Learn CUDA

Javier Abellán Abenza
Neurosapiens
Published in
3 min readJan 18, 2019

CPU vs GPU

The diference between the CPU and the GPU is that the GPU is specialized for compute-intensive, highly parallel computation, and therefore designed such that more transistors are devoted to data processing rather than data caching and flow control.

More specifically, the GPU is especially well-suited to address problems that can be expressed as data-parallel computations: the same program is executed on many data elements in parallel

CUDA terminology

  • Host: CPU and RAM
  • Device: GPU and it’s RAM
  • Kernels: Special functions, which can be called from host code (regular C code running on the CPU) but are run on the device (GPU) N times in parallel, executed by N CUDA threads.

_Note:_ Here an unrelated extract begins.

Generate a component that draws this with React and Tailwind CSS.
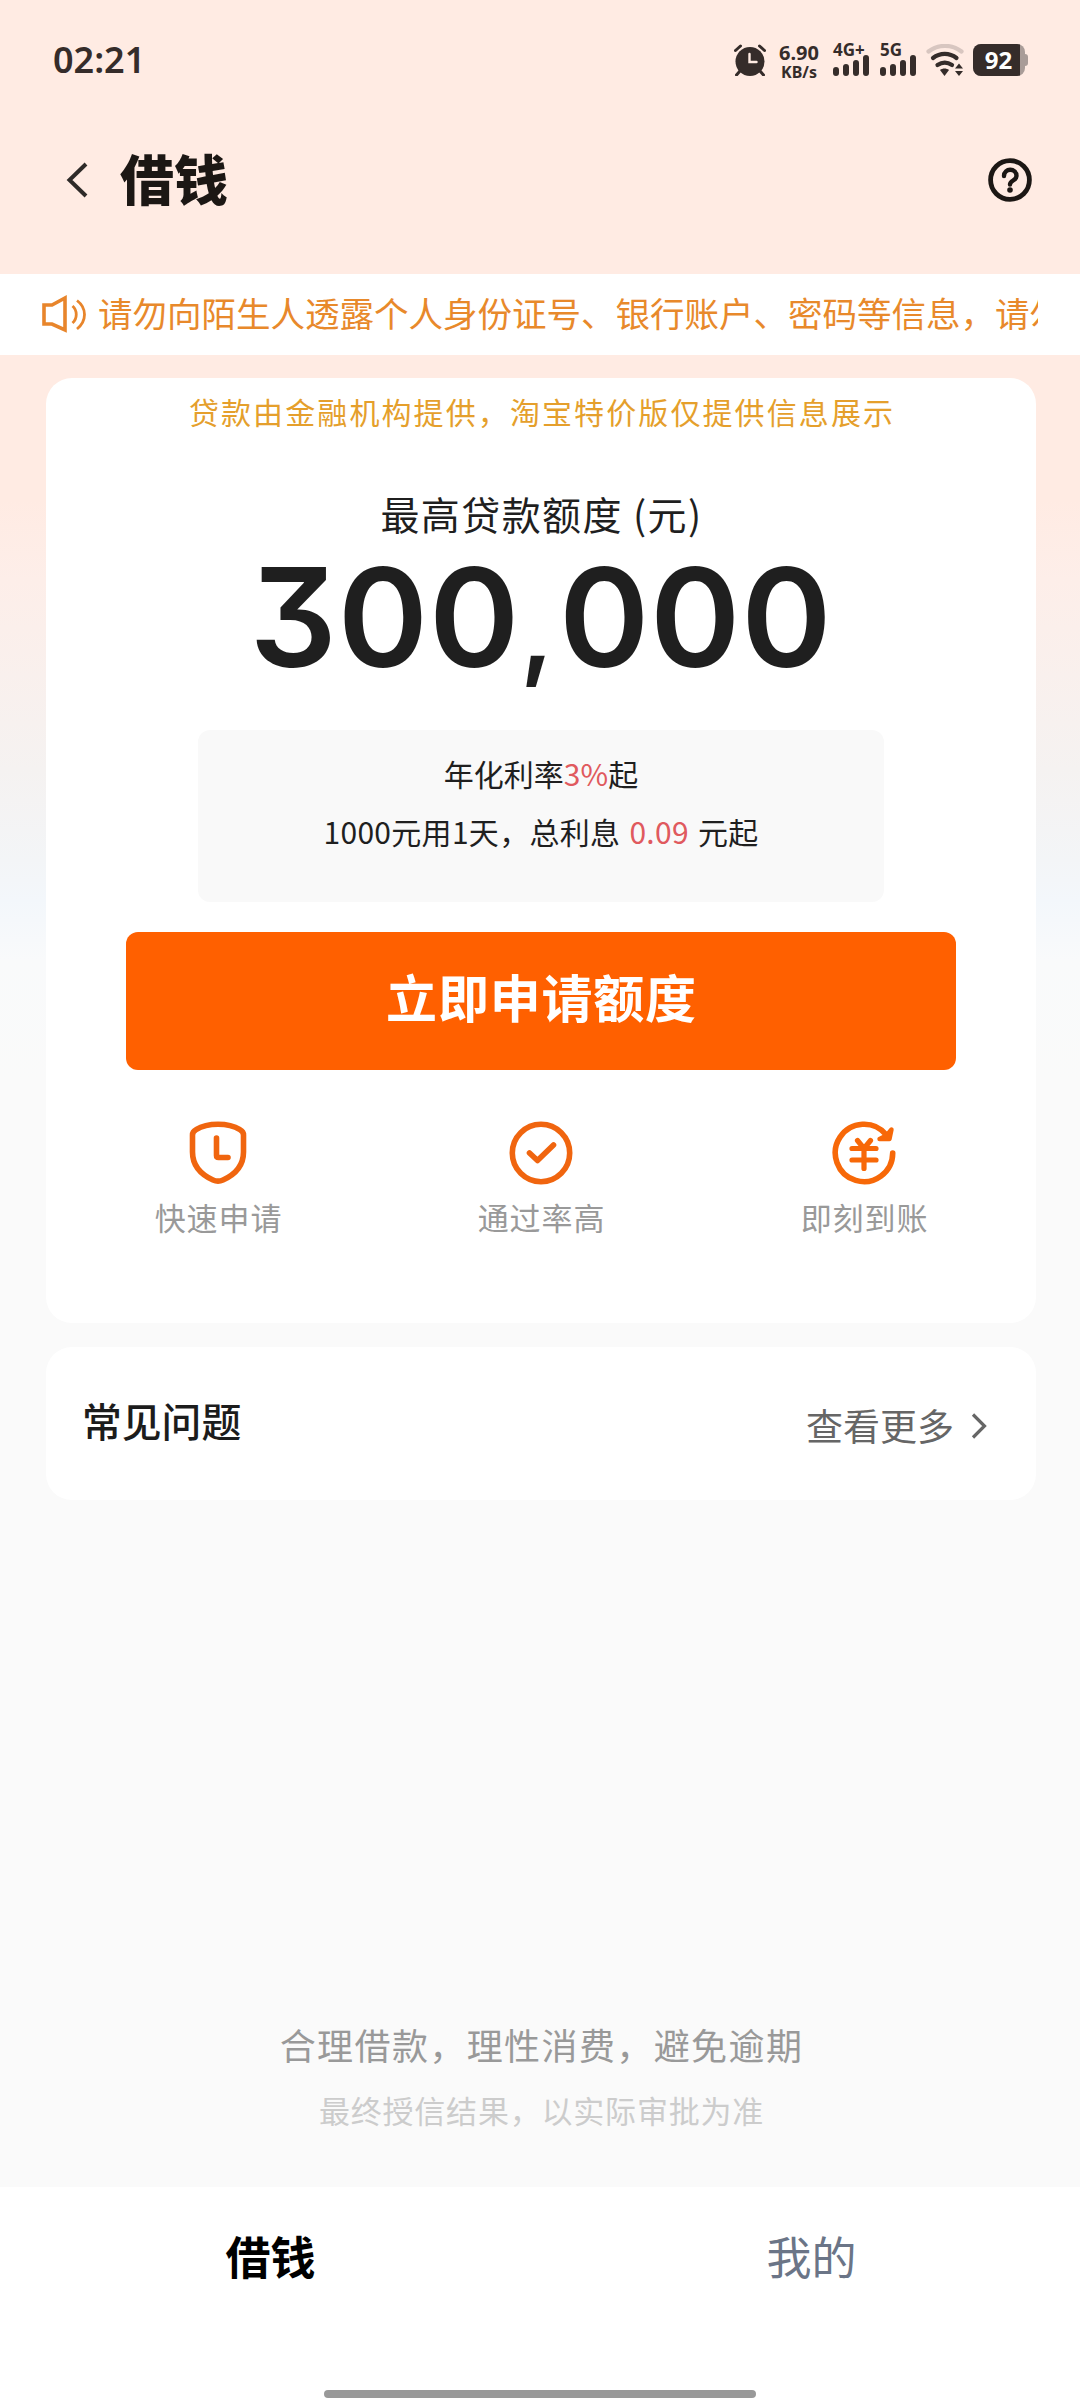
const features = [
  {
    label: '快速申请',
    icon: (
      <svg viewBox="0 0 64 64" className="h-16 w-16" fill="none" stroke="#f0650f" strokeWidth="5.6" strokeLinecap="round" strokeLinejoin="round">
        <path d="M6.500 14c0-2.500 1.200-4.200 3.500-5.300C16 5 24 3.300 32 3.300s16 1.700 22 5.400c2.300 1.100 3.500 2.800 3.500 5.300V31c0 14-9.500 23-20.500 28-3.500 1.600-6.500 1.600-10 0C16 54 6.500 45 6.500 31z" />
        <path d="M30.500 17v17.500q0 2 2 2H42" />
      </svg>
    ),
  },
  {
    label: '通过率高',
    icon: (
      <svg viewBox="0 0 64 64" className="h-16 w-16" fill="none" stroke="#f0650f" strokeWidth="5.6" strokeLinecap="round" strokeLinejoin="round">
        <circle cx="32" cy="32" r="28.7" />
        <path d="M20.500 32 28.500 39.500 44.500 24" />
      </svg>
    ),
  },
  {
    label: '即刻到账',
    icon: (
      <svg viewBox="0 0 64 64" className="h-16 w-16" fill="none" stroke="#f76808" strokeWidth="5.6" strokeLinecap="round" strokeLinejoin="round">
        <path d="M60.700 32A28.700 28.700 0 1 1 54 13.500" />
        <path d="M59.500 8.500 57.500 18H47.500l7-3.500z" fill="#f76808" strokeWidth="4.4" />
        <path d="m25.500 19.500 6.500 8 6.500-8M20 27.500h24M20 39h24M32 28v19.500" strokeWidth="5.2" />
      </svg>
    ),
  },
]

function SignalBars() {
  return (
    <svg viewBox="0 0 36 22" className="h-[22px] w-9" stroke="#352c2a" strokeWidth="6" strokeLinecap="round">
      <path d="M3 16v3M13 13v6M23 9v10M33 4v15" />
    </svg>
  )
}

function StatusBar() {
  return (
    <div className="flex h-[120px] items-center pl-[53px] pr-[52px] text-[#352c2a]">
      <span className="font-['Noto_Sans'] text-[36px] font-semibold leading-[40px]">02:21</span>
      <div className="ml-auto flex h-8 items-end">
        <svg viewBox="0 0 32 32" className="h-8 w-8" fill="none" stroke="#352c2a" strokeWidth="3" strokeLinecap="round">
          <circle cx="16" cy="17.5" r="14.5" fill="#352c2a" stroke="none" />
          <path d="M1.500 6.500 6.500 2M30.500 6.500 25.500 2M6 27l-3.500 4M26 27l3.500 4" />
          <path d="M15.500 10v8h7" stroke="#ffebe3" strokeWidth="2.4" />
        </svg>
        <div className="-mb-[5px] ml-[11px] mr-[2px] w-[44px] text-center font-['Noto_Sans'] font-bold">
          <div className="text-[20px] leading-[20px]">6.90</div>
          <div className="text-[16px] leading-[18px]">KB/s</div>
        </div>
        <div className="ml-[10px] flex w-[38px] flex-col">
          <span className="-mb-[3px] whitespace-nowrap font-['Noto_Sans'] text-[17px] font-bold leading-[14px]">4G+</span>
          <SignalBars />
        </div>
        <div className="ml-[9px] flex w-[38px] flex-col">
          <span className="-mb-[3px] whitespace-nowrap font-['Noto_Sans'] text-[17px] font-bold leading-[14px]">5G</span>
          <SignalBars />
        </div>
        <svg viewBox="0 0 38 32" className="ml-[8px] h-8 w-[38px]" fill="none" stroke="#352c2a" strokeWidth="4.2" strokeLinecap="round">
          <path d="M2.500 7.500C12 0 26 0 35.500 7.500" stroke="#d8c6c0" />
          <path d="M7 14c7-5.500 16.500-5.500 23.500 0M11.500 21c4.500-3 10-3 14.500 0" />
          <path d="M14 26c2.500-2 6.500-2 9 0l-4.500 6z" fill="#352c2a" stroke="none" />
          <path d="m33 19.500 4 5h-8zM33 32l4-5h-8z" fill="#352c2a" stroke="none" />
        </svg>
        <div className="ml-[9px] flex items-center">
          <div className="flex h-8 w-[52px] items-center overflow-hidden rounded-lg bg-[#a99c98]">
            <span className="h-8 w-[47px] bg-[#352c2a] pl-[4px] text-center font-['Noto_Sans'] text-[24px] font-bold leading-[32px] text-white">92</span>
          </div>
          <span className="h-3 w-[3px] rounded-r-sm bg-[#a99c98]" />
        </div>
      </div>
    </div>
  )
}

function Header() {
  return (
    <header className="flex h-[154px] items-start pl-[66px] pr-12 text-[#1c1714]">
      <svg viewBox="0 0 22 36" className="mt-[42px] h-9 w-[22px]" fill="none" stroke="#2e2a28" strokeWidth="4">
        <path d="M20 2 3.500 18 20 34" />
      </svg>
      <h1 className="ml-[32px] mt-[28px] text-[54px] font-black leading-[60px]">借钱</h1>
      <svg viewBox="0 0 44 44" className="ml-auto mt-[38px] h-11 w-11" fill="none" stroke="#1c1714" strokeWidth="4.8" strokeLinecap="round">
        <circle cx="22" cy="22" r="19.4" />
        <path d="M16 18c0-8.500 12.500-8 12.500 0 0 4.500-6.500 4.500-6.500 8.500" strokeWidth="4.4" />
        <circle cx="22" cy="32" r="2.8" fill="#1c1714" stroke="none" />
      </svg>
    </header>
  )
}

function NoticeBar() {
  return (
    <div className="flex h-[81px] items-start bg-white pl-[41px] pr-[42px] pt-[16px] text-[#e8892b]">
      <svg viewBox="0 0 48 38" className="mt-[5px] h-[38px] w-12 shrink-0" fill="none" stroke="#e8852b" strokeWidth="3.6">
        <path d="M3 10h8L24 3v32L11 29H3z" />
        <path d="M31.500 11c5 4.500 5 12.500 0 17M36 5.500c10 7.500 10 20.500 0 28.500" strokeWidth="2.8" />
      </svg>
      <p className="ml-[9px] overflow-hidden whitespace-nowrap text-[34.5px] leading-[44px]">
        请勿向陌生人透露个人身份证号、银行账户、密码等信息，请勿向他人转账
      </p>
    </div>
  )
}

function LoanCard() {
  return (
    <section className="flex h-[945px] flex-col items-center rounded-[26px] bg-white text-[#1f1f1f]">
      <p className="mt-[13px] pl-[2px] text-[30px] leading-[40px] tracking-[2.1px] text-[#e59f2c]">贷款由金融机构提供，淘宝特价版仅提供信息展示</p>
      <h2 className="mt-[57px] pl-px text-[39px] leading-[50px] tracking-[1.4px]">最高贷款额度 (元)</h2>
      <div className="mt-[9px] h-[140px] whitespace-nowrap font-['Inter'] text-[137px] font-semibold leading-[140px] tracking-[0.8px] [font-feature-settings:'cv09']">
        300<span className="text-[106px] tracking-[5px]">,</span>000
      </div>
      <div className="mt-[43px] flex h-[172px] w-[686px] flex-col items-center rounded-xl bg-[#f9f9f9] pt-[14px] text-[30px] leading-[58px]">
        <p>年化利率<span className="text-[#e05a5e]">3%</span>起</p>
        <p className="tracking-[0.3px] [word-spacing:2px]">1000元用1天，总利息 <span className="text-[#e05a5e]">0.09</span> 元起</p>
      </div>
      <button className="mt-[30px] flex h-[138px] w-[830px] justify-center rounded-xl bg-[#ff6000] pl-px pt-[34px] text-[51px] font-bold leading-[60px] tracking-[0.8px] text-white">
        立即申请额度
      </button>
      <div className="mt-[51px] grid grid-cols-[323px_323px_323px]">
        {features.map((item) => (
          <div key={item.label} className="flex flex-col items-center">
            {item.icon}
            <span className="mt-[12px] pl-px text-[31px] leading-[40px] tracking-[0.9px] text-[#999999]">{item.label}</span>
          </div>
        ))}
      </div>
    </section>
  )
}

function FaqCard() {
  return (
    <section className="mt-6 flex h-[153px] items-start rounded-[26px] bg-white pl-[36px] pr-[49px]">
      <h3 className="mt-[48px] text-[39.8px] font-medium leading-[50px] text-[#1c1c1c]">常见问题</h3>
      <span className="ml-auto mt-[53px] text-[37px] leading-[50px] text-[#666666]">查看更多</span>
      <svg viewBox="0 0 16 26" className="ml-[17px] mt-[66px] h-[26px] w-4" fill="none" stroke="#666666" strokeWidth="3.2">
        <path d="M2 1.500 13.500 13 2 24.500" />
      </svg>
    </section>
  )
}

export default function App() {
  return (
    <div className="flex h-[2400px] w-[1080px] flex-col overflow-hidden bg-[#fafafa] bg-[linear-gradient(180deg,#ffebe3_0px,#ffebe3_500px,#fdeee9_580px,#f5f2f1_770px,#f3f5f7_860px,#f3f7fb_900px,#f9fafb_960px,#fafafa_1080px)] font-['Noto_Sans_CJK_SC',sans-serif]">
      <StatusBar />
      <Header />
      <NoticeBar />
      <main className="flex flex-1 flex-col pl-[46px] pr-[44px] pt-[23px]">
        <LoanCard />
        <FaqCard />
        <div className="mt-auto flex flex-col items-center pb-[57px]">
          <p className="pl-px text-[36px] leading-[46px] tracking-[1.4px] text-[#999999]">合理借款，理性消费，避免逾期</p>
          <p className="mt-[23px] pl-px text-[31px] leading-[40px] tracking-[0.8px] text-[#cccccc]">最终授信结果，以实际审批为准</p>
        </div>
      </main>
      <nav className="flex h-[213px] flex-col bg-white">
        <div className="grid grid-cols-2 pt-[39px] text-center text-[45px] leading-[60px]">
          <span className="pl-px font-bold text-black">借钱</span>
          <span className="pl-[3px] text-[#6b7587]">我的</span>
        </div>
        <div className="mx-auto mb-[2px] mt-auto h-2 w-[432px] rounded-full bg-[#999999]" />
      </nav>
    </div>
  )
}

Kernels are executed N times in separate threads, which are for convenience, grouped in a hierarchy of blocks and grids:

  • Thread block: CUDA programming model follows a well defined thread hierarchy model in which threads during execution are grouped into so called thread blocks. Thread blocks can be one, two or three dimensional. This very naturally maps to vectors, matrices and volumes.
  • __global__: Special CUDA C keyword used as part of a method signature to mark that method as a kernel.
  • __host__: methods marked with this keyword can be only called from host code and will also run on the host
  • __device__: methods marked with this keyword can be only called from device code and will also run on the device.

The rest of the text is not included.